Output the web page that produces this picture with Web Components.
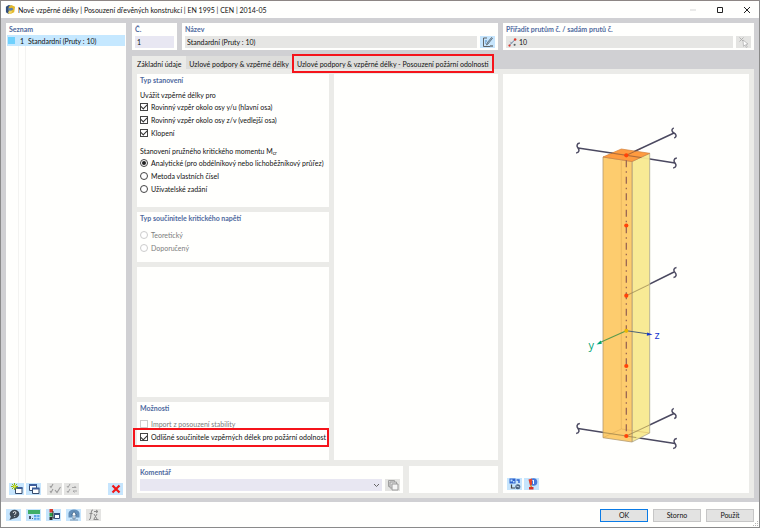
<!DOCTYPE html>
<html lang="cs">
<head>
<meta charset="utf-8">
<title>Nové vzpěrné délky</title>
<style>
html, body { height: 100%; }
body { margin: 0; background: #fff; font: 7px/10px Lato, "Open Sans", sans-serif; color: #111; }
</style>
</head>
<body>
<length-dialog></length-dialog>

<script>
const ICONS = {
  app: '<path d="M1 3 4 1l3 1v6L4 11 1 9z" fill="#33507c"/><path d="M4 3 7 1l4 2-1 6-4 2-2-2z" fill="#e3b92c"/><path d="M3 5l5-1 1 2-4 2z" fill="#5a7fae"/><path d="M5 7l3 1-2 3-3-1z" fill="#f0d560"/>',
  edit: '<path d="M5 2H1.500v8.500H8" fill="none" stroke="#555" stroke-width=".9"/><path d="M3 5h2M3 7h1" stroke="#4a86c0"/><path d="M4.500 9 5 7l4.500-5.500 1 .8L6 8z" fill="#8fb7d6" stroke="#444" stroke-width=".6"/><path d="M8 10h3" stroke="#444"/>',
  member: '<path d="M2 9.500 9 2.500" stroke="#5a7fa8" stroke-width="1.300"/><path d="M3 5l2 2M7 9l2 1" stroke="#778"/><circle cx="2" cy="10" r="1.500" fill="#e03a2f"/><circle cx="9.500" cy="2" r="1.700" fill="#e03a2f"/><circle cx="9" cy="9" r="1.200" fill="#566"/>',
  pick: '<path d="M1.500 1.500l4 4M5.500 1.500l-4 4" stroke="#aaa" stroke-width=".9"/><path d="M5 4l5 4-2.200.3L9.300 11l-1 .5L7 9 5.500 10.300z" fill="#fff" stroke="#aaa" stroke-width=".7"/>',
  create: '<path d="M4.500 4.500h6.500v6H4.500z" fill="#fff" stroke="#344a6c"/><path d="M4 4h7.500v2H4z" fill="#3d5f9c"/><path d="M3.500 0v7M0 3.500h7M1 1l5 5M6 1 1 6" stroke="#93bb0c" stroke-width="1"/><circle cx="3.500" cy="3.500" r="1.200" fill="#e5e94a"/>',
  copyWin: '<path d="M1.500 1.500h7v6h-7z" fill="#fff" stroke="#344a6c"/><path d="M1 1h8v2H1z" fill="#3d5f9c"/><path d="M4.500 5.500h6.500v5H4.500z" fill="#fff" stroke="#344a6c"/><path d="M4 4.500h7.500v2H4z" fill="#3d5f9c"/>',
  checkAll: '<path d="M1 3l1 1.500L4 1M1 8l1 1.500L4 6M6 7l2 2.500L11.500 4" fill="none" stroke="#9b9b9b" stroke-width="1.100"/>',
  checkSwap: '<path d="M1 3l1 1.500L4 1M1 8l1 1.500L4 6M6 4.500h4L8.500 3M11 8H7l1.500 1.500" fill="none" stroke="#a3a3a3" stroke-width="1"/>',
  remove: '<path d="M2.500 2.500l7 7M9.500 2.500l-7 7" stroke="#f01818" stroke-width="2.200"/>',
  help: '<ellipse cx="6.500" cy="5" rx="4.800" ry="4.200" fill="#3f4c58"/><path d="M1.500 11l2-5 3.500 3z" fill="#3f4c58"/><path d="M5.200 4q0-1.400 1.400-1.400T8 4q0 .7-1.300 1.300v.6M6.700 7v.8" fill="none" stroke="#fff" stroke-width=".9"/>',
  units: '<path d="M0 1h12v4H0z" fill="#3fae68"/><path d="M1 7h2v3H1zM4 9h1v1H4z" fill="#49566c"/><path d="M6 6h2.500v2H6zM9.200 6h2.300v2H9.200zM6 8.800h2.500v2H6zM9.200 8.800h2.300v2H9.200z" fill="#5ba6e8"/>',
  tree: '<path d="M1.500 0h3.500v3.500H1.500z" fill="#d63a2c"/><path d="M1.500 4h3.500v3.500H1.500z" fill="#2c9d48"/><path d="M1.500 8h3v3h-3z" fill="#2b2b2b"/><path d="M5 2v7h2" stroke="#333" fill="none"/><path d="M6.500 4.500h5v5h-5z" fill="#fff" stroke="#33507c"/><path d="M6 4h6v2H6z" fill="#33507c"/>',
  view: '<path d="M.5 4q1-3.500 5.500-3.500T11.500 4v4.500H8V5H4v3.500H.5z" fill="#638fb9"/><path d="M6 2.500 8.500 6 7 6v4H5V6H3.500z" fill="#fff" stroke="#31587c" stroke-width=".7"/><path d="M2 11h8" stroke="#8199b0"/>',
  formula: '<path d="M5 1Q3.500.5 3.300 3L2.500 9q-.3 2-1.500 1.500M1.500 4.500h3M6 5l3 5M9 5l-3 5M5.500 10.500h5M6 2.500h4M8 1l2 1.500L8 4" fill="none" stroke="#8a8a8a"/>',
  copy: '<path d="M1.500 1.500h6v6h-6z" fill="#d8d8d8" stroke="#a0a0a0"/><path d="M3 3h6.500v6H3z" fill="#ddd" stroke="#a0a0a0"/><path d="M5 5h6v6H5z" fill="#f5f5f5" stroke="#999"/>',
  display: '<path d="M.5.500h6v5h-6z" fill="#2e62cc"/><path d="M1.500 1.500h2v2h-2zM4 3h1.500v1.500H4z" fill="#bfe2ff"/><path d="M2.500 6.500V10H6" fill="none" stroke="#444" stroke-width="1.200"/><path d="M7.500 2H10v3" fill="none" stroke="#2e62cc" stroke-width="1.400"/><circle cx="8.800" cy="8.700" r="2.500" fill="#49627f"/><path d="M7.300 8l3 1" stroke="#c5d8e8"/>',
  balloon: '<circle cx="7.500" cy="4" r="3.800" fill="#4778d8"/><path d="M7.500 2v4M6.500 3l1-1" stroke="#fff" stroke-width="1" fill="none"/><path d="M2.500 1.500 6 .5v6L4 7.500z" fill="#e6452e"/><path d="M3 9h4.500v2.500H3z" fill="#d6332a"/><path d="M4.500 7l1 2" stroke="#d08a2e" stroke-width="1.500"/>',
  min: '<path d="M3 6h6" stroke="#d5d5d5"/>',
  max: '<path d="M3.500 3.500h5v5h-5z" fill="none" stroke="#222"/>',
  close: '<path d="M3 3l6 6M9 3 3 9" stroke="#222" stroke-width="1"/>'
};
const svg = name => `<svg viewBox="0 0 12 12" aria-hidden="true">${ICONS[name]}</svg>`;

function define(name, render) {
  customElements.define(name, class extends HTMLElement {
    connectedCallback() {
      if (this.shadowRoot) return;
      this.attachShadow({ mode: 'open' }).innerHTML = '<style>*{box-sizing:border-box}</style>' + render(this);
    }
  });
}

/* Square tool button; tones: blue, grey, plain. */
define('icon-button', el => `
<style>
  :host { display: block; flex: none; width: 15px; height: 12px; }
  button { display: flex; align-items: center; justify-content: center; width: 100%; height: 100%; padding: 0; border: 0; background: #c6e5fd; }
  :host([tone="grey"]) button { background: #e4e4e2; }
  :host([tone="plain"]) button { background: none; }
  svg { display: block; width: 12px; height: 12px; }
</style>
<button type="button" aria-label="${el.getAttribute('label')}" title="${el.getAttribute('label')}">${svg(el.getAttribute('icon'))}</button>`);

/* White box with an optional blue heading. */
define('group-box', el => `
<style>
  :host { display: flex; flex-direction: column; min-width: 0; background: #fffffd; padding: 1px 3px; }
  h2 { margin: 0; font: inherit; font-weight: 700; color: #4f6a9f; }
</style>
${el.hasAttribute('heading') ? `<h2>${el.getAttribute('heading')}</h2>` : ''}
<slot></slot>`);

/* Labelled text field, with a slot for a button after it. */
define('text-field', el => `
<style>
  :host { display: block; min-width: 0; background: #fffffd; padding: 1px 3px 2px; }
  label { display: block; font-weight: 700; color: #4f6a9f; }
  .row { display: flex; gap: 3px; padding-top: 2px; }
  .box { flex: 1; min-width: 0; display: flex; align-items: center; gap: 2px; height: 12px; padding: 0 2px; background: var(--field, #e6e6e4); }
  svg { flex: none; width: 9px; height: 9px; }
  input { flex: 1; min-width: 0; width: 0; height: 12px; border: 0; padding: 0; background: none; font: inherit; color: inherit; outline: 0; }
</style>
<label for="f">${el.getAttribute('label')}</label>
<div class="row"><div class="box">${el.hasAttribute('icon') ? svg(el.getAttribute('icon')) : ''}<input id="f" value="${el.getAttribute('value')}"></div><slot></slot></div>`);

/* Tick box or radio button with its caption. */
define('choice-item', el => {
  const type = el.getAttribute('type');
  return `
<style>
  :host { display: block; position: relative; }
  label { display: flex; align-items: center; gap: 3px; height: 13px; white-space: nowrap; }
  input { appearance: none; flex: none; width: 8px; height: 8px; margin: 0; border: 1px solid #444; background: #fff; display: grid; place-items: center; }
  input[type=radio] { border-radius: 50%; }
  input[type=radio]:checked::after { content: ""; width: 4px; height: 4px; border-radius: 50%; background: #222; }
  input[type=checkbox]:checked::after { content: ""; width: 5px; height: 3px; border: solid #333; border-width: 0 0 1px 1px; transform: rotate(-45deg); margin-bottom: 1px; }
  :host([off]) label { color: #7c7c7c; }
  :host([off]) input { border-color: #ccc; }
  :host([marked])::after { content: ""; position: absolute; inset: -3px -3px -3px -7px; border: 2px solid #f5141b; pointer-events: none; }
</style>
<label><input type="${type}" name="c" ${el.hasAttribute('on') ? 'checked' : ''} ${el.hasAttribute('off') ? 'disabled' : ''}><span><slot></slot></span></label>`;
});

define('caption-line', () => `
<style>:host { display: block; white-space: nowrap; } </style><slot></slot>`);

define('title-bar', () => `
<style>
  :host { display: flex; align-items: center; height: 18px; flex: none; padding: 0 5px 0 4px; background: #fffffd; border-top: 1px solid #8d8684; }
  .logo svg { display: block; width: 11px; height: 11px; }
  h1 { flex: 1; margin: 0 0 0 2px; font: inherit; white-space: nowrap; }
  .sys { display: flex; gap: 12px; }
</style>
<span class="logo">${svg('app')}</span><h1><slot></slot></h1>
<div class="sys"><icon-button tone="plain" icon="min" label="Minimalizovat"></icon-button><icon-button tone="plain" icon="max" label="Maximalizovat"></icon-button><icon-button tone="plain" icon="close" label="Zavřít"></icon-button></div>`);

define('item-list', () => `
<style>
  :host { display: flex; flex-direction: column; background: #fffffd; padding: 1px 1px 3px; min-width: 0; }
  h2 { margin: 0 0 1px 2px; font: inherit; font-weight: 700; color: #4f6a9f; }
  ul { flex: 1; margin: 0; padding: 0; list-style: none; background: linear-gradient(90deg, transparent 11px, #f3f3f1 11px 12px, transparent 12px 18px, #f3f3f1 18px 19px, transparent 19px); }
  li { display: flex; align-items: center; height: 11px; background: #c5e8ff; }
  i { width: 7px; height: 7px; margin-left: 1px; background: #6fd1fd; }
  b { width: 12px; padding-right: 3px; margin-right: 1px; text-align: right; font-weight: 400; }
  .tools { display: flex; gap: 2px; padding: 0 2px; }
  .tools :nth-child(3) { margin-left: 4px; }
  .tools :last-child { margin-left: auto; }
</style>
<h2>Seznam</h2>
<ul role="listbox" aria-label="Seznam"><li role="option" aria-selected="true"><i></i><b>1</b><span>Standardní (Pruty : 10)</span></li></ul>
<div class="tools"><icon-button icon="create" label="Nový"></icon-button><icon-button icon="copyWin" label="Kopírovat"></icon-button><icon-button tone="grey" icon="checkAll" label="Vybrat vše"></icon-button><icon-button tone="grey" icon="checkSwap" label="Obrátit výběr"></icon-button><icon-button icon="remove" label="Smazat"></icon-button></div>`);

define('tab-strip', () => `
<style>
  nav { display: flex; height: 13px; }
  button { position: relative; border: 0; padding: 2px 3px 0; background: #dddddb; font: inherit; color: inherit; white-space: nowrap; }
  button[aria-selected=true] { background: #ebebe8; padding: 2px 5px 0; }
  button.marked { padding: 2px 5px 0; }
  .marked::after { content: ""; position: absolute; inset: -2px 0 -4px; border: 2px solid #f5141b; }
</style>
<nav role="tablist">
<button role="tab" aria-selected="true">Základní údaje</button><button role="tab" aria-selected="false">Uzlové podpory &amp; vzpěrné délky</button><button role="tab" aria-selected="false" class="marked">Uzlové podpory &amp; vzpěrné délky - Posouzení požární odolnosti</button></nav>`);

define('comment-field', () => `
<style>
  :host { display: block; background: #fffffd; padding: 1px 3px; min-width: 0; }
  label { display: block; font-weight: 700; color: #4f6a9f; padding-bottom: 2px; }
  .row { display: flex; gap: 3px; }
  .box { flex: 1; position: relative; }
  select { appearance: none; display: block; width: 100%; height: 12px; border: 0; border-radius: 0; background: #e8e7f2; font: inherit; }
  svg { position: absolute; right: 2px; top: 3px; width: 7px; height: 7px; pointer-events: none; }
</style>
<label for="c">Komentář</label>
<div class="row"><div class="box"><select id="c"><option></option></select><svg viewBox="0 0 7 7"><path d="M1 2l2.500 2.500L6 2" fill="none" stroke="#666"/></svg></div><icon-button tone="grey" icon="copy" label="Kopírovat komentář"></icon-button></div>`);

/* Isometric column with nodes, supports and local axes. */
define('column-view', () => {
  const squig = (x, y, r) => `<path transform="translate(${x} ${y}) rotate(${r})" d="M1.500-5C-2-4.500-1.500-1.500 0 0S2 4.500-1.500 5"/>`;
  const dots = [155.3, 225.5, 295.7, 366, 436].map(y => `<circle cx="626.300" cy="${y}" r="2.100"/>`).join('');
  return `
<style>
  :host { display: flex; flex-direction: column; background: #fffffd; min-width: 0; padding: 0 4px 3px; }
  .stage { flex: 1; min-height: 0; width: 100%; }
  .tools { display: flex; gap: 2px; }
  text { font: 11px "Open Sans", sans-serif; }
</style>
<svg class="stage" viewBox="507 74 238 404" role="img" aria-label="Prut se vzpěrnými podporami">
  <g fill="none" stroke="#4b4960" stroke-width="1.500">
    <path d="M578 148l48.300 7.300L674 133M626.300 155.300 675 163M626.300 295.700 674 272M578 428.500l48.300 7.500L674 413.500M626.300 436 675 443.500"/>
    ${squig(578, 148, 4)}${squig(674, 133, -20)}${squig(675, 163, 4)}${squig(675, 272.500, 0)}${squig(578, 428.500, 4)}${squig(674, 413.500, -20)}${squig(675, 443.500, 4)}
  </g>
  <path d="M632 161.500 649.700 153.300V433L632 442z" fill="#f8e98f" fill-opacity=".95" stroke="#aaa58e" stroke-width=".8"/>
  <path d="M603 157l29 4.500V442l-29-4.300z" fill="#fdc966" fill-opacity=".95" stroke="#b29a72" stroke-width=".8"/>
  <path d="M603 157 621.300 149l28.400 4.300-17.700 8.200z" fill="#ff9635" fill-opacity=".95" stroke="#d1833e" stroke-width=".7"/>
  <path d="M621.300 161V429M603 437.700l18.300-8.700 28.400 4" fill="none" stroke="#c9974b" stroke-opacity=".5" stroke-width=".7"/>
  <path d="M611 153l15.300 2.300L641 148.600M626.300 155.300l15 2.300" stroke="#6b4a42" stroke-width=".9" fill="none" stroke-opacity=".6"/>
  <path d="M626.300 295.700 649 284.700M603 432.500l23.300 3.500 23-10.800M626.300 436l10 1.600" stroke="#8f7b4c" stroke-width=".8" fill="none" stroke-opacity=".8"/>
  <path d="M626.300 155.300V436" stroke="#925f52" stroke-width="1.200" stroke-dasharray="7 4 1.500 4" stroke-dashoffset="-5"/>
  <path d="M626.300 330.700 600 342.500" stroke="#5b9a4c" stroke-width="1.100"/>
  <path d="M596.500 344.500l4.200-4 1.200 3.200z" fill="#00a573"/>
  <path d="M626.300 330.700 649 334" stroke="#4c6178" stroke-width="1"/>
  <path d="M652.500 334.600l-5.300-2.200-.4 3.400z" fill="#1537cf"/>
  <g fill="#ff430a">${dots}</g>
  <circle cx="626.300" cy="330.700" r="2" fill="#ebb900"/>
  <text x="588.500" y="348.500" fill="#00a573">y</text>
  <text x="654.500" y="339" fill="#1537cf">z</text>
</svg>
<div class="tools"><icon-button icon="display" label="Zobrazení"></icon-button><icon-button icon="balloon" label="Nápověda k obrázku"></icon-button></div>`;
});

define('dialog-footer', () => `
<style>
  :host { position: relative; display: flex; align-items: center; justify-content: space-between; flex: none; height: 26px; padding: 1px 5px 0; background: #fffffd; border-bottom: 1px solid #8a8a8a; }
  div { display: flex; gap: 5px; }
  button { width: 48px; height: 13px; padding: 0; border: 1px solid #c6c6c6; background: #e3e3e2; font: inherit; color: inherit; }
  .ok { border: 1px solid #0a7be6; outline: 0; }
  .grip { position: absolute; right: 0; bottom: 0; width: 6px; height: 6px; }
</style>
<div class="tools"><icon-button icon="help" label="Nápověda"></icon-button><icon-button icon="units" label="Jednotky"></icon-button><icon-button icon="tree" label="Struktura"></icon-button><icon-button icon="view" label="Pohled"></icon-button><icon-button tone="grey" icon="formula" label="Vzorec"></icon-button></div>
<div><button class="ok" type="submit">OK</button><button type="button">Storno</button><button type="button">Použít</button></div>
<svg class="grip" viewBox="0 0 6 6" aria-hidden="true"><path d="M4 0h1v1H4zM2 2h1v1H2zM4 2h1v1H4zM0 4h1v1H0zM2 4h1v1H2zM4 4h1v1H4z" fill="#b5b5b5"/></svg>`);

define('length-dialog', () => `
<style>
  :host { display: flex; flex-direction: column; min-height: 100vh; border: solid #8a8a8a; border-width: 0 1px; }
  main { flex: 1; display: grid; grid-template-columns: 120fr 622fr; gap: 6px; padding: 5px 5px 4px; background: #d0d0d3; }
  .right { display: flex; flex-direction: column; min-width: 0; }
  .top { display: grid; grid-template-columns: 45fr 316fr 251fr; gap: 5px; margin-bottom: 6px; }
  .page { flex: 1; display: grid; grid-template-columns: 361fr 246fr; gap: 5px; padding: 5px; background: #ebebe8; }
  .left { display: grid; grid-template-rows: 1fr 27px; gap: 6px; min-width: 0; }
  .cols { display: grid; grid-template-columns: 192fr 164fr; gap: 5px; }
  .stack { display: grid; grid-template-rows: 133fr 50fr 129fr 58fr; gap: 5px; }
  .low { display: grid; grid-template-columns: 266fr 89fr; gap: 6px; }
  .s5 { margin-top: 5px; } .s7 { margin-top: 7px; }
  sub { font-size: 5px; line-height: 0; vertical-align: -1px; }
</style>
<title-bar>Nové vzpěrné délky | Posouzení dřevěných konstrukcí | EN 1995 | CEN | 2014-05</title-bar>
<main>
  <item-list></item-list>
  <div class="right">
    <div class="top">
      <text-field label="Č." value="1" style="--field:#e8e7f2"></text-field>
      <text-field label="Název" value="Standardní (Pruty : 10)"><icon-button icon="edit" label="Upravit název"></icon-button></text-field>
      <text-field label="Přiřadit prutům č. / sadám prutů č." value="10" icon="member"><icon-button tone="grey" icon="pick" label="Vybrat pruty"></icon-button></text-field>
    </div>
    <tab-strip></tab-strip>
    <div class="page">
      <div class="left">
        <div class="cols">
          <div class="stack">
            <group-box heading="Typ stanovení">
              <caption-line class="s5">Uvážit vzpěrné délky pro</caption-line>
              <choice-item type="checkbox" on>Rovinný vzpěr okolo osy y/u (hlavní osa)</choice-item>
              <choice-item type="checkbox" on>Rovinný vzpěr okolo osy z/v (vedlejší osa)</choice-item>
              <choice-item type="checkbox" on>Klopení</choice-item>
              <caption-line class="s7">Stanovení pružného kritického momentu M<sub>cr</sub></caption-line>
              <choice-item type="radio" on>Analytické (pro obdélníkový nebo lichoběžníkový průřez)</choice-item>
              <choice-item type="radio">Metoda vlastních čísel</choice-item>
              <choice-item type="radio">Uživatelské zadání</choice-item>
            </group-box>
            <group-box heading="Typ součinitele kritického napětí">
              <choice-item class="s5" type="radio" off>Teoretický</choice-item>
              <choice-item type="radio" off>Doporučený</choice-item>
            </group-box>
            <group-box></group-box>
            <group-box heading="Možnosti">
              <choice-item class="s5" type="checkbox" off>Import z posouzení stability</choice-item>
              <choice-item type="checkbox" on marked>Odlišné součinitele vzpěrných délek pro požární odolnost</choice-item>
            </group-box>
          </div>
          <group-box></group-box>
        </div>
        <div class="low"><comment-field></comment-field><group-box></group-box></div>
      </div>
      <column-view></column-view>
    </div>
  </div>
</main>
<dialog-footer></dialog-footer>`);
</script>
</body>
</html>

### Stated goal
Omitting all pictures, restate exactly the lines of the material from its start through the line that contains "<length-dialog></length-dialog>".

### Solution to the exercise
Output the web page that produces this picture with Web Components.
<!DOCTYPE html>
<html lang="cs">
<head>
<meta charset="utf-8">
<title>Nové vzpěrné délky</title>
<style>
html, body { height: 100%; }
body { margin: 0; background: #fff; font: 7px/10px Lato, "Open Sans", sans-serif; color: #111; }
</style>
</head>
<body>
<length-dialog></length-dialog>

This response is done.